Jo proved that a blind person with epilepsy and moderate spasticity can cycle, given the right support, although keeping pace with her in order to steer the trike was no mean feat! Some years later, when Jo and I were introduced to side-by-side cycling at her school in Wandsworth, our immediate reaction was ‘we need to have bikes like this in the Park’. Another few years later, I was finally in a position to get it going. As the carer’s development worker for Richmond Council for Voluntary Service (CVS) I had a brief to research and develop services for family caregivers, essentially to initiate the development of a Carers Centre, which I did. The CVS kindly permitted me to extend the brief to include a pioneering cycle project and the rest is history.
A great many people were involved in establishing Companion Cycling. Our partners in the early days were the CVS, South West London Community Foundation, South West London Contact a Family and the London Cycling Campaign as well as the good people at the Royal Parks, but endless friends and colleagues also lent a hand in ways both large and small. They did so because it was a cracking good idea to offer the adventure of cycling to people who through chance often wind up with little more than the bare essentials for living. For them, a project like Companion Cycling represents the icing on the cake, a lifeline which is truly irreplaceable.

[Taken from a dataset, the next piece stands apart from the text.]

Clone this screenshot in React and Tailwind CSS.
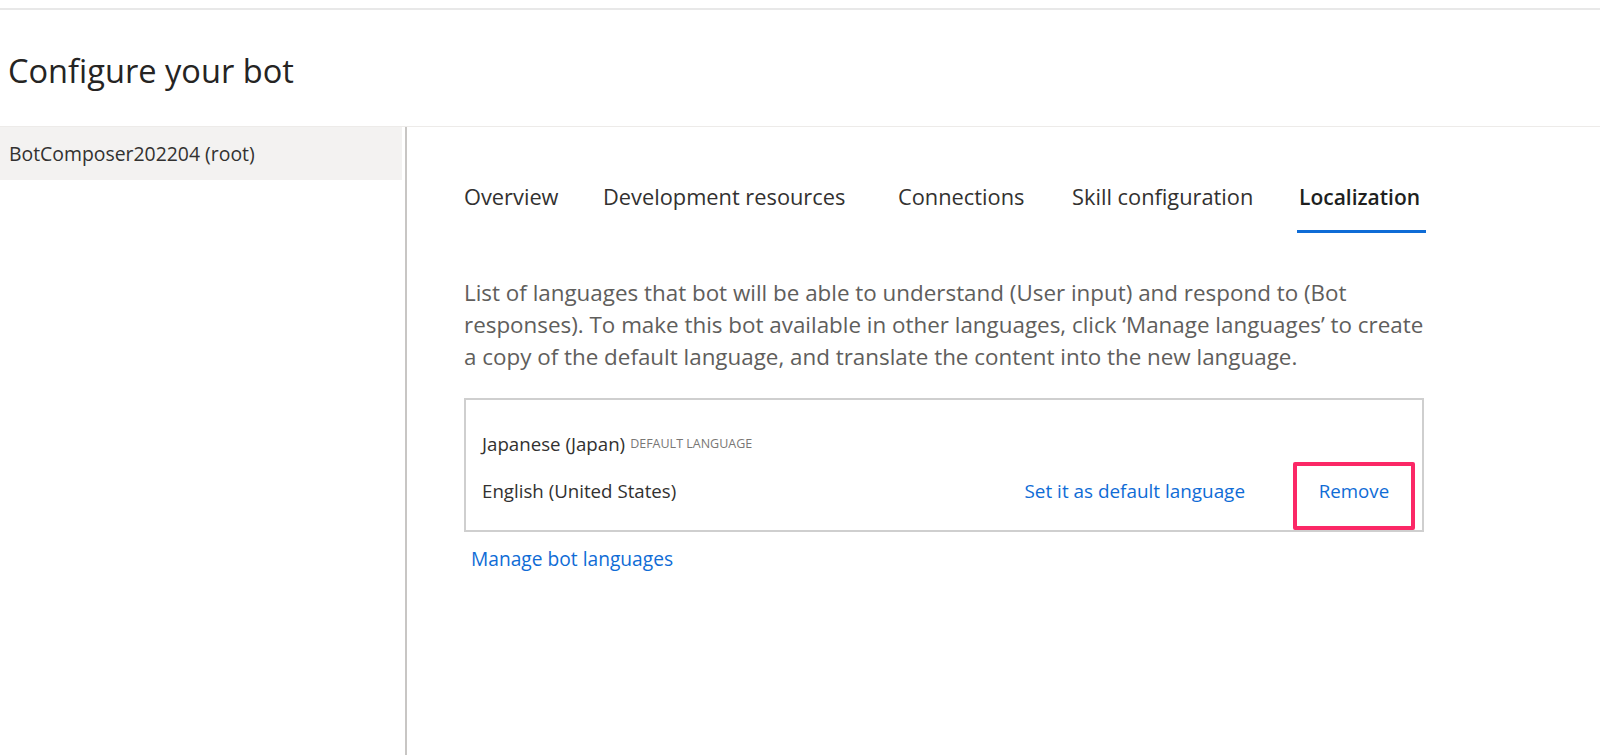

By launching in 1996, we were taking a gamble, as everyone involved in running the scheme needed to earn a living and none of us could spare the time to sustain it in the longer term. But friends of friends and voluntary sector partners came to the rescue, and the committee expanded to include those amazing local people whose retirement, it is true to say, has largely been taken over by Companion Cycling. These are the people you will be meeting in the course of your volunteering.
Companion Cycling became a Charitable Trust in 2001 and now has six Trustees, while our volunteer workforce has grown from just two to around 50. The volume of use, amounting to around 4,000 rides a year, is sufficient to sustain the scheme without further fundraising, given that the supply of volunteers shows no signs of drying up. Enjoyment is the key to what we do, and while it is shared by all who participate there is little prospect that this happy state of affairs will end.